How to write an ending.

clear glass ball on green grass

Stories are about transformation. As you write your story, expect to embody and manifest all three phases of the change cycle.

Some examples of the change cycle in story structure:

intrigue >> challenge >> resolution

fascination >> confusion >> new paradigm

birth >> growth >> death

status quo >> disruption >> harmony


How do you know what happens at the end? You decide.

Writing the last part of your story requires you to understand surrender. This is about the release that precedes insight.

As you write to the end of your story, you’ll come to a threshold. Use your energy to cross this threshold.

Ending your story is a decision that will feel like a discovery.

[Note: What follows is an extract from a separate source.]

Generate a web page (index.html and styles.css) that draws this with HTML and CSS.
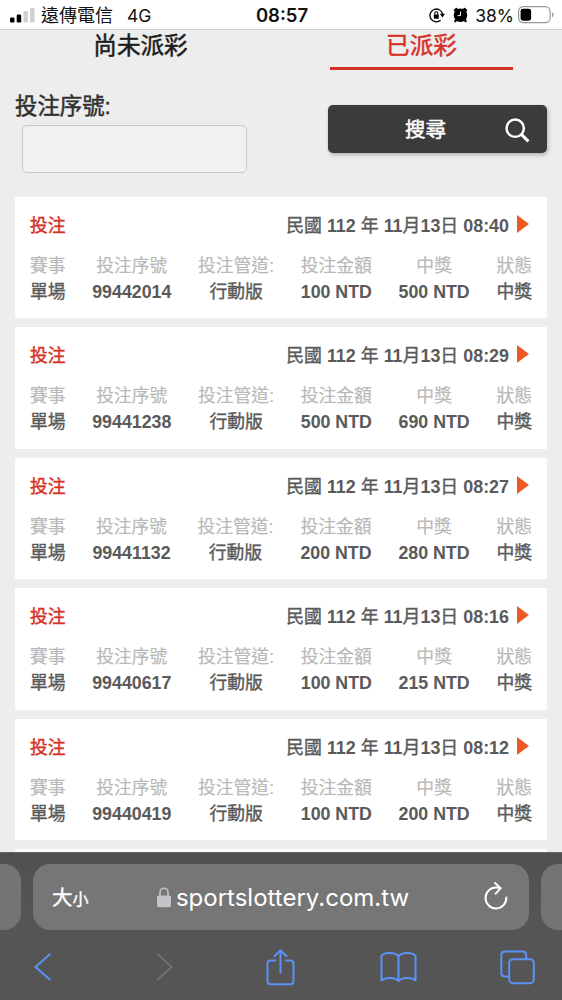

If you’ve made the stakes high for your character, the resolution to your story won’t be easy and straightforward. That means that writing the ending probably won’t be easy for you, either. If you feel frustrated, resistant, discouraged, afraid to face your final scenes, scared that you can’t harmonize all of your story’s elements — now you can transform all of that energy into surrender, and use it in your story.

Feel your difficult feelings, but don’t let them stop you from writing. As you approach the end of your book, take notes on your own physiology and neurochemistry. How do you know you are wrestling with completion? You can share this energy with your character. There’s a good chance that you can use these signals to express something on their behalf, as they face this final phase of their story. As you wrestle with completion, allow the emotion you’re experiencing to infuse your descriptions.

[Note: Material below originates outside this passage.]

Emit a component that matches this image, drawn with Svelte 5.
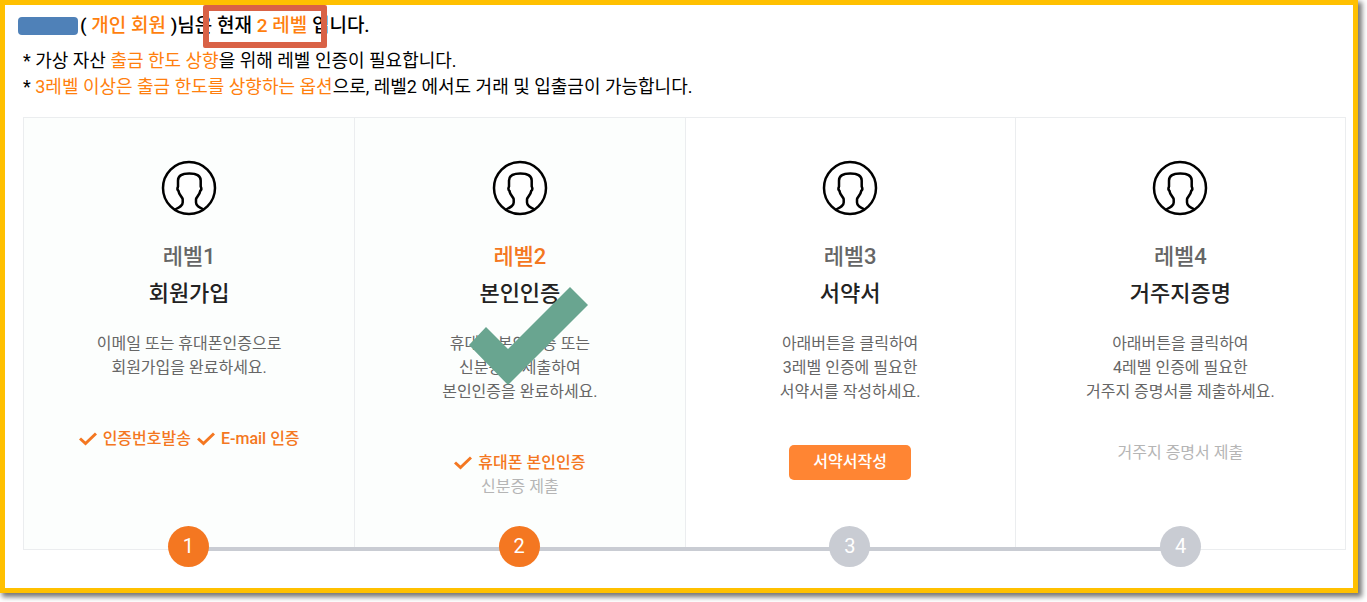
<script>
  const levels = [
    {
      name: '레벨1',
      title: '회원가입',
      lines: ['이메일 또는 휴대폰인증으로', '회원가입을 완료하세요.'],
      done: ['인증번호발송', 'E-mail 인증'],
      reached: true
    },
    {
      name: '레벨2',
      title: '본인인증',
      lines: ['휴대폰 본인인증 또는', '신분증을 제출하여', '본인인증을 완료하세요.'],
      done: ['휴대폰 본인인증'],
      pending: '신분증 제출',
      reached: true,
      current: true
    },
    {
      name: '레벨3',
      title: '서약서',
      lines: ['아래버튼을 클릭하여', '3레벨 인증에 필요한', '서약서를 작성하세요.'],
      action: '서약서작성'
    },
    {
      name: '레벨4',
      title: '거주지증명',
      lines: ['아래버튼을 클릭하여', '4레벨 인증에 필요한', '거주지 증명서를 제출하세요.'],
      pending: '거주지 증명서 제출'
    }
  ];
</script>

<main class="frame">
  <header>
    <h1>
      <span class="user"></span>(&nbsp;<em>개인 회원</em>&nbsp;)님은&nbsp;<span class="marked">현재 <em>2 레벨</em> 입</span>니다.
    </h1>
    <p>* 가상 자산 <em>출금 한도 상향</em>을 위해 레벨 인증이 필요합니다.</p>
    <p>* <em>3레벨 이상은 출금 한도를 상향하는 옵션</em>으로, 레벨2 에서도 거래 및 입출금이 가능합니다.</p>
  </header>

  <section class="levels">
    {#each levels as level}
      <article class:reached={level.reached} class:current={level.current}>
        <svg class="avatar" viewBox="0 0 56 56" aria-hidden="true">
          <circle cx="28" cy="28" r="26" />
          <path d="M14 49.500C18 47.500 21.700 46 21.700 42.500V39.500C21.700 37 18 35.500 17.500 31C16.300 30 16.300 28 17 26.500V20.500C17 15.500 21 13.500 28.300 13.500S39.700 15.500 39.700 20.500V26.500C40.500 28 40.500 30 39.200 31C38.700 35.500 35 37 35 39.500V42.500C35 46 38.500 47.500 42.500 49.500" />
        </svg>
        <h2>{level.name}</h2>
        <h3>{level.title}</h3>
        <p class="desc">{#each level.lines as line}<span>{line}</span>{/each}</p>
        <div class="status">
          {#if level.done}
            <div class="done">
              {#each level.done as item}
                <span class="item">
                  <svg class="tick" viewBox="0 0 18 14" aria-hidden="true"><path d="M1 6.500L6.500 11.500L17 1.500" /></svg>{item}
                </span>
              {/each}
            </div>
          {/if}
          {#if level.action}<button type="button">{level.action}</button>{/if}
          {#if level.pending}<span class="pending">{level.pending}</span>{/if}
        </div>
        {#if level.current}
          <svg class="stamp" viewBox="0 0 120 98" aria-hidden="true">
            <path d="M101 0L119 18L39 98L0 58L17 40L39 62Z" />
          </svg>
        {/if}
      </article>
    {/each}
  </section>

  <ol class="steps">
    {#each levels as level, i}
      <li class:reached={level.reached}><span>{i + 1}</span></li>
    {/each}
  </ol>
</main>

<style>
  :global(body) {
    margin: 0;
    background: #fff;
  }
  .frame {
    margin: 0 9px 9px 0;
    padding: 5px 7px 21px 18px;
    border: 5px solid #ffc000;
    box-shadow: 3px 3px 5px 1px #777;
    background: #fff;
    color: #000;
    font-family: Roboto, "Noto Sans CJK KR", sans-serif;
    font-size: 16px;
  }
  h1, h2, h3, p, ol {
    margin: 0;
    padding: 0;
    font-weight: 400;
  }
  em {
    font-style: normal;
    color: #ff7f0e;
  }
  h1 {
    display: flex;
    align-items: center;
    margin-left: -5px;
    font-size: 19px;
    line-height: 32px;
    font-weight: 500;
    white-space: pre;
  }
  .user {
    width: 60px;
    height: 18px;
    margin-right: 2px;
    border-radius: 4px;
    background: #4f81b8;
  }
  .marked {
    position: relative;
  }
  .marked::after {
    content: "";
    position: absolute;
    inset: -5px 2px -6px -14px;
    border: 6px solid #d96246;
    border-radius: 2px;
  }
  header {
    padding-bottom: 17px;
  }
  header p {
    font-size: 18px;
    line-height: 26px;
  }
  h1 + p {
    margin-top: 6px;
  }
  .levels {
    display: grid;
    grid-template-columns: repeat(4, 1fr);
    border: 1px solid #ebedef;
  }
  article {
    position: relative;
    display: flex;
    flex-direction: column;
    align-items: center;
    min-height: 389px;
    padding: 42px 8px 0;
    text-align: center;
  }
  article + article {
    border-left: 1px solid #ebedef;
  }
  article.reached {
    background: #fcfefd;
  }
  .avatar {
    width: 56px;
    height: 56px;
    fill: #fff;
    stroke: #000;
    stroke-width: 2.500;
  }
  h2 {
    margin-top: 22px;
    font-size: 22px;
    line-height: 37px;
    font-weight: 500;
    color: #666;
  }
  .current h2 {
    color: #f47721;
  }
  h3 {
    font-size: 22px;
    line-height: 37px;
    font-weight: 500;
    color: #222;
  }
  .desc {
    margin-top: 20px;
    line-height: 24px;
    color: #666;
  }
  .desc span {
    display: block;
  }
  .status {
    display: flex;
    flex-direction: column;
    align-items: center;
    margin-top: 37px;
    line-height: 24px;
  }
  .done {
    display: flex;
    gap: 6px;
    margin-top: 10px;
    color: #f47721;
    font-weight: 500;
  }
  .item {
    display: flex;
    align-items: center;
    gap: 6px;
  }
  .tick {
    width: 18px;
    height: 14px;
    fill: none;
    stroke: #f47721;
    stroke-width: 3;
  }
  .pending {
    color: #b5b5b5;
  }
  button {
    margin-top: 4px;
    padding: 5px 24px 6px;
    border: 0;
    border-radius: 5px;
    background: #ff8533;
    color: #fff;
    font: inherit;
    font-weight: 500;
    line-height: 24px;
  }
  .stamp {
    position: absolute;
    top: 169px;
    left: calc(50% - 51px);
    width: 120px;
    height: 98px;
    fill: #69a590;
  }
  .steps {
    position: relative;
    display: grid;
    grid-template-columns: repeat(4, 1fr);
    margin-top: -24px;
    list-style: none;
  }
  .steps li {
    position: relative;
    display: flex;
    justify-content: center;
  }
  .steps li:not(:last-child)::after {
    content: "";
    position: absolute;
    top: 21px;
    left: 50%;
    width: 100%;
    height: 4px;
    background: #c9ccd3;
  }
  .steps span {
    position: relative;
    z-index: 1;
    width: 41px;
    border-radius: 50%;
    background: #c9ccd3;
    color: #fff;
    font-size: 20px;
    line-height: 41px;
    text-align: center;
  }
  .steps .reached span {
    background: #f47721;
  }
</style>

You might not know that you’re writing your ending until you finish the last word of your final sentence. You can’t know for sure, because you will be fully present in that final scene as you are writing it.

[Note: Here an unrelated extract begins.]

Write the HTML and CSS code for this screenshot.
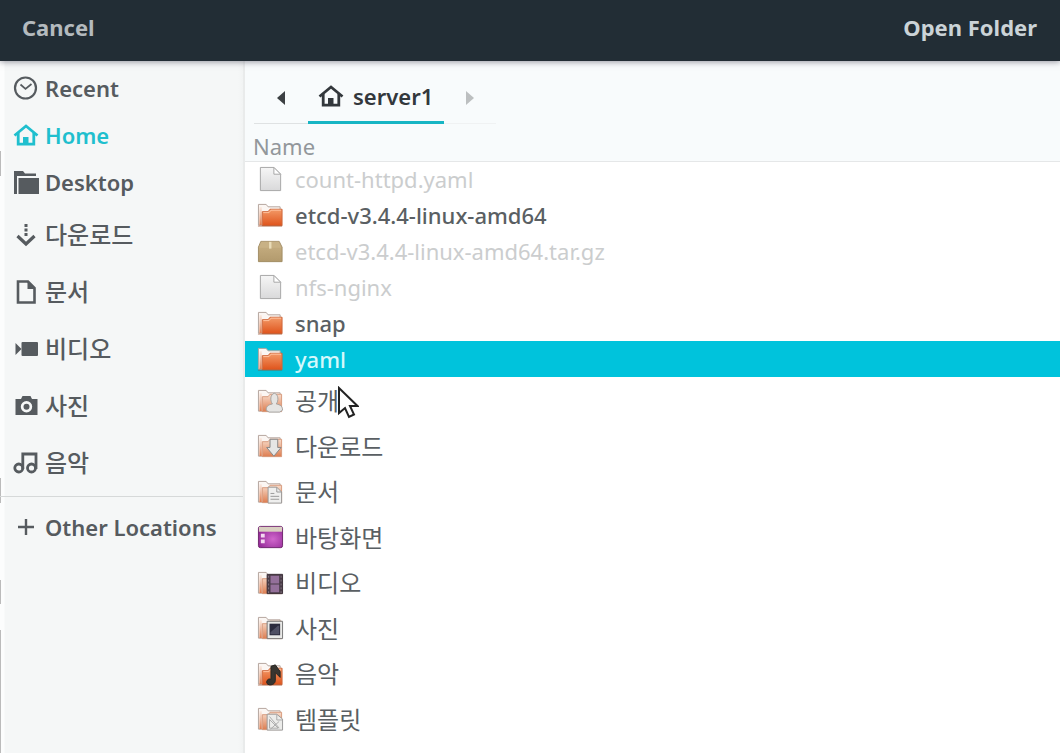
FILE: index.html
```html
<!DOCTYPE html>
<html lang="ko">
<head>
<meta charset="utf-8">
<meta name="viewport" content="width=device-width, initial-scale=1">
<title>Open Folder</title>
<link rel="stylesheet" href="styles.css">
</head>
<body>
<svg class="defs" aria-hidden="true">
  <defs>
    <linearGradient id="orange" x1="0" y1="0" x2="0" y2="1"><stop offset="0" stop-color="#f39a68"/><stop offset="1" stop-color="#df541c"/></linearGradient>
    <linearGradient id="pale" x1="0" y1="0" x2="0" y2="1"><stop offset="0" stop-color="#f8dccb"/><stop offset="1" stop-color="#dd7d50"/></linearGradient>
    <linearGradient id="spine" x1="0" y1="0" x2="0" y2="1"><stop offset="0" stop-color="#fbeee7"/><stop offset="1" stop-color="#df7a4b"/></linearGradient>
    <linearGradient id="paper" x1="0" y1="0" x2="0" y2="1"><stop offset="0" stop-color="#f6f6f6"/><stop offset="1" stop-color="#d9d9da"/></linearGradient>
    <linearGradient id="box" x1="0" y1="0" x2="0" y2="1"><stop offset="0" stop-color="#c9b184"/><stop offset="1" stop-color="#b29a6d"/></linearGradient>
    <radialGradient id="purple" cx=".6" cy=".6" r=".7"><stop offset="0" stop-color="#d067cc"/><stop offset="1" stop-color="#8f2493"/></radialGradient>
    <symbol id="home" viewBox="0 0 26 26"><path d="M1.500 13.500 13 4l11.500 9.500" fill="none" stroke="currentColor" stroke-width="2.800"/><path d="M5.200 11v11.200h15.600V11" fill="none" stroke="currentColor" stroke-width="2.800"/><path d="M10 22v-7h5.500v7z" fill="currentColor"/></symbol>
    <symbol id="folder" viewBox="0 0 28 28"><path d="M1.500 24V2.500h8l2 2.500H24v19z" fill="#fbf6f3" stroke="#b3a39b"/><path d="M2.500 5H5v19H2.500z" fill="url(#spine)"/><path d="M5.500 24.500V10h6l2-2.500H26v17z" fill="url(#orange)" stroke="#ce683c"/><path d="M6.500 11h6l2-2.500H25" fill="none" stroke="#ffc4a0"/><path d="M1 25h25" stroke="#9b4a28" opacity=".6"/></symbol>
    <symbol id="place" viewBox="0 0 28 28"><path d="M1.500 24V2.500h8l2 2.500H24v19z" fill="#fbf6f3" stroke="#b3a39b"/><path d="M2.500 5H5v19H2.500z" fill="url(#spine)"/><path d="M5.500 24.500V9h6l2-2.500H25.500v18z" fill="url(#pale)" stroke="#d79a7c"/></symbol>
    <symbol id="file" viewBox="0 0 28 28"><path d="M3.500 1.500h14l7 7v17h-21z" fill="url(#paper)" stroke="#a5a5a6"/><path d="M17.500 1.500v7h7z" fill="#fff" stroke="#a5a5a6"/></symbol>
  </defs>
</svg>
<div class="dialog">
  <header class="titlebar">
    <button class="title-button" type="button">Cancel</button>
    <h1 class="title">Open Folder</h1>
  </header>
  <div class="content">
    <nav class="sidebar" aria-label="Places">
      <a class="place" href="#recent"><svg class="icon" viewBox="0 0 26 26"><circle cx="12.500" cy="13" r="10.500" fill="none" stroke="currentColor" stroke-width="2.200"/><path d="m7.500 9.500 5 4.500 6-5" fill="none" stroke="currentColor" stroke-width="1.700"/></svg>Recent</a>
      <a class="place active" href="#home"><svg class="icon"><use href="#home"/></svg>Home</a>
      <a class="place" href="#desktop"><svg class="icon" viewBox="0 0 26 26"><path d="M1 2h9l2 2.500h11V7H4v18H1zM5.500 9H26v16H5.500z" fill="currentColor"/></svg>Desktop</a>
      <a class="place korean" href="#downloads"><svg class="icon" viewBox="0 0 26 26"><path d="M13 2v3m0 1.500v3m0 1.500v3" stroke="currentColor" stroke-width="3"/><path d="m4.500 14 8.500 8 8.500-8" fill="none" stroke="currentColor" stroke-width="3.200"/></svg>다운로드</a>
      <a class="place korean" href="#documents"><svg class="icon" viewBox="0 0 26 26"><path d="M5 2.500h10l6.500 6.500v14.500H5z" fill="none" stroke="currentColor" stroke-width="2.600"/><path d="M14.500 2v8H22z" fill="currentColor"/></svg>문서</a>
      <a class="place korean" href="#videos"><svg class="icon" viewBox="0 0 26 26"><rect x="8.500" y="6" width="16.500" height="14" rx="1" fill="currentColor"/><path d="M2.500 7 8.500 13l-6 6z" fill="currentColor"/></svg>비디오</a>
      <a class="place korean" href="#pictures"><svg class="icon" viewBox="0 0 26 26"><path fill-rule="evenodd" d="M2.500 6H8l1.500-3h8L19 6h5.500v16h-22zM13.500 8a5.700 5.700 0 1 0 0 11.400A5.700 5.700 0 1 0 13.500 8z" fill="currentColor"/><circle cx="13.500" cy="13.700" r="3" fill="currentColor"/></svg>사진</a>
      <a class="place korean" href="#music"><svg class="icon" viewBox="0 0 26 26"><g fill="none" stroke="currentColor" stroke-width="2.800"><circle cx="5.800" cy="18" r="4"/><circle cx="18.500" cy="18" r="4"/><path d="M9.800 19V4h13.200v15"/></g></svg>음악</a>
      <hr class="divider">
      <a class="place" href="#other"><svg class="icon" viewBox="0 0 26 26"><path d="M5 13h16M13 5v16" stroke="currentColor" stroke-width="2.400"/></svg>Other Locations</a>
    </nav>
    <main class="browser">
      <div class="pathbar">
        <button class="arrow" type="button" aria-label="Back"><svg class="arrow-icon" viewBox="0 0 10 16"><path d="M9 1v14L1 8z" fill="currentColor"/></svg></button>
        <button class="crumb" type="button"><svg class="icon"><use href="#home"/></svg>server1</button>
        <button class="arrow next" type="button" aria-label="Forward" disabled><svg class="arrow-icon" viewBox="0 0 10 16"><path d="M1 1v14l8-7z" fill="currentColor"/></svg></button>
      </div>
      <table class="files">
        <thead><tr><th scope="col">Name</th></tr></thead>
        <tbody>
          <tr class="muted"><td><div class="entry"><svg class="file-icon"><use href="#file"/></svg>count-httpd.yaml</div></td></tr>
          <tr><td><div class="entry"><svg class="file-icon"><use href="#folder"/></svg>etcd-v3.4.4-linux-amd64</div></td></tr>
          <tr class="muted"><td><div class="entry"><svg class="file-icon" viewBox="0 0 28 28"><path d="M4 3.500h19l3 6v15H1.500v-15z" fill="url(#box)" stroke="#a18c65"/><path d="M4.500 4h18l2.500 6H2z" fill="#c8b185"/><path d="M12.500 4h2.500v7h-2.500z" fill="#eadcb9"/></svg>etcd-v3.4.4-linux-amd64.tar.gz</div></td></tr>
          <tr class="muted"><td><div class="entry"><svg class="file-icon"><use href="#file"/></svg>nfs-nginx</div></td></tr>
          <tr><td><div class="entry"><svg class="file-icon"><use href="#folder"/></svg>snap</div></td></tr>
          <tr class="selected" aria-selected="true"><td><div class="entry"><svg class="file-icon"><use href="#folder"/></svg>yaml</div></td></tr>
        </tbody>
        <tbody class="localized">
          <tr><td><div class="entry"><svg class="file-icon" viewBox="0 0 28 28"><use href="#place"/><path d="M9.500 23c0-4 2-5.500 6.500-6.500-2.500-3-2.500-10 2-11 4.500 1 4.500 8 2 11 4.500 1 6.500 2.500 6.500 6.500l-3 2h-11z" fill="#e5e4e2" stroke="#a3a2a0"/></svg><span class="pointed">공개<svg class="cursor" viewBox="0 0 22 34" aria-hidden="true"><path d="M2 2v25l6-5 4 9 5-2.500-4-8.500h7.500z" fill="#fff" stroke="#222" stroke-width="2"/></svg></span></div></td></tr>
          <tr><td><div class="entry"><svg class="file-icon" viewBox="0 0 28 28"><use href="#place"/><path d="M13.500 6.500h8V15H25l-7.500 9L10 15h3.500z" fill="#e6e6e5" stroke="#858585"/></svg>다운로드</div></td></tr>
          <tr><td><div class="entry"><svg class="file-icon" viewBox="0 0 28 28"><use href="#place"/><path d="M11.500 8.500h9l5 5v11.500h-14z" fill="#efefee" stroke="#989898"/><path d="M20.500 8.500v5h5M14 15h4m-4 3h9m-9 3h9" fill="none" stroke="#999"/></svg>문서</div></td></tr>
          <tr><td><div class="entry"><svg class="file-icon" viewBox="0 0 28 28"><rect x="1.500" y="2.500" width="25" height="22" rx="2" fill="url(#purple)" stroke="#6e276c"/><path d="M2 3h24v5H2z" fill="#d9cfc1"/><path d="M4 10h4v4H4zm0 6h4v4H4z" fill="#f4d8f1"/></svg>바탕화면</div></td></tr>
          <tr><td><div class="entry"><svg class="file-icon" viewBox="0 0 28 28"><use href="#place"/><path d="M10.500 4.500h16v20h-16z" fill="#4a3c48" stroke="#3a2f37"/><path d="M14 6h9v8h-9zm0 9h9v8h-9z" fill="#94709a"/><path d="M12 6v18m13-18v18" stroke="#827680" stroke-dasharray="2 2"/></svg>비디오</div></td></tr>
          <tr><td><div class="entry"><svg class="file-icon" viewBox="0 0 28 28"><use href="#place"/><path d="M10.500 6.500h16v18h-16z" fill="#e9e9e7" stroke="#777"/><path d="M13 9h11v12H13z" fill="#2c2b3d"/><path d="m14 18 8-7 1 1v8h-9z" fill="#505064"/></svg>사진</div></td></tr>
          <tr><td><div class="entry"><svg class="file-icon" viewBox="0 0 28 28"><use href="#folder"/><path d="M14.500 5.500 19 4l5 7v6l-5-5v8c0 6-9 6-9 2 0-3 3-4 4.500-3z" fill="#383530" stroke="#272522"/></svg>음악</div></td></tr>
          <tr><td><div class="entry"><svg class="file-icon" viewBox="0 0 28 28"><use href="#place"/><path d="M10.500 8.500h10l6 5v11.500h-16z" fill="#ececea" stroke="#999"/><path d="M20.500 8.500v6h6M13 11l10 12m0-7-9 8m-1-10v9h9z" fill="none" stroke="#aaa"/></svg>템플릿</div></td></tr>
        </tbody>
      </table>
    </main>
  </div>
</div>
</body>
</html>
```
FILE: styles.css
```css
* { box-sizing: border-box; }
body {
  margin: 0;
  font-family: "Noto Sans", "Noto Sans CJK KR", sans-serif;
  font-size: 22px;
  line-height: 32px;
  color: #5a5f63;
}
button { font: inherit; border: 0; background: none; padding: 0; color: inherit; cursor: pointer; }
.defs { position: absolute; width: 0; height: 0; }
.dialog { min-height: 100vh; display: flex; flex-direction: column; background: #fff; }
.titlebar {
  position: relative;
  z-index: 1;
  display: flex;
  justify-content: space-between;
  align-items: center;
  height: 61px;
  padding: 0 23px 7px 22px;
  background: #222d35;
  box-shadow: 0 1px 6px #55556699;
  font-weight: 700;
}
.title-button { color: #b4babe; }
.title { margin: 0; font-size: 22px; font-weight: 700; color: #cbd3d7; }
.content { flex: 1; display: flex; }
.sidebar {
  flex: 0 0 245px;
  display: flex;
  flex-direction: column;
  padding-top: 4px;
  border-right: 2px solid #e9ebeb;
  background:
    linear-gradient(#0000 90px, #bbb 0 115px, #0000 0 417px, #bbb 0 442px, #0000 0 519px, #bbb 0 543px, #0000 0 569px, #bbb 0) left / 1px 100% no-repeat,
    linear-gradient(90deg, #fcfdfd 4px, #f5f7f7 5px, #f5f7f7 238px, #f1f3f3);
}
.place {
  display: flex;
  align-items: center;
  gap: 6px;
  height: 47px;
  padding: 0 0 2px 13px;
  color: #565b5f;
  font-weight: 600;
  text-decoration: none;
  white-space: nowrap;
}
.place.active { color: #1fbfce; }
.place.korean { height: 57px; padding-bottom: 0; font-size: 24px; font-weight: 500; }
.icon { flex: none; width: 26px; height: 26px; }
.divider { width: 100%; margin: 5px 0 7px; border: 0; border-top: 1px solid #d6d9d9; }
.browser { flex: 1; min-width: 0; background: #fff; }
.pathbar { display: flex; height: 63px; padding: 11px 9px 0; background: #f8fbfc; }
.arrow { width: 54px; border-bottom: 1px solid #dfe2e3; color: #3c4043; }
.next { width: 52px; border-color: #f0f2f3; color: #bcbfc0; }
.arrow-icon { display: block; width: 10px; height: 16px; margin: 0 auto; }
.crumb {
  display: flex;
  align-items: center;
  gap: 9px;
  padding: 0 11px 1px 10px;
  border-bottom: 3px solid #18b5c4;
  color: #33383c;
  font-weight: 600;
}
.files { width: 100%; border-collapse: collapse; }
.files th {
  height: 37px;
  padding: 8px 8px 0;
  border-bottom: 1px solid #e5e7e8;
  background: #f8fbfc;
  color: #92979b;
  font-weight: 400;
  line-height: 28px;
  text-align: left;
}
.files td { height: 36px; padding: 0 12px; }
.entry { display: flex; align-items: center; gap: 11px; white-space: nowrap; font-weight: 500; }
.file-icon { flex: none; width: 27px; height: 27px; }
.muted { color: #cbcdce; }
.muted .entry { font-weight: 400; }
.selected { background: #00c3dc; color: #d5f8fb; }
.localized { font-size: 24px; }
.localized .entry { font-weight: 400; }
.localized td { height: 46px; padding-top: 2px; }
.localized tr:nth-child(even) td { height: 45px; }
.pointed { position: relative; }
.cursor { position: absolute; left: 42px; top: 1px; width: 22px; height: 34px; }
```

Presence is not thinking about what’s coming up in the future — presence is being in the moment. Write from within that moment. If you feel like it’s just too hard, that’s a sign that you are writing within dramatic tension. Keep going until you understand surrender.

The feeling that precedes surrender is not a problem you need to solve. Let that feeling be an arrow that points you home.

Release the energy, and let that arrow sail to the finish.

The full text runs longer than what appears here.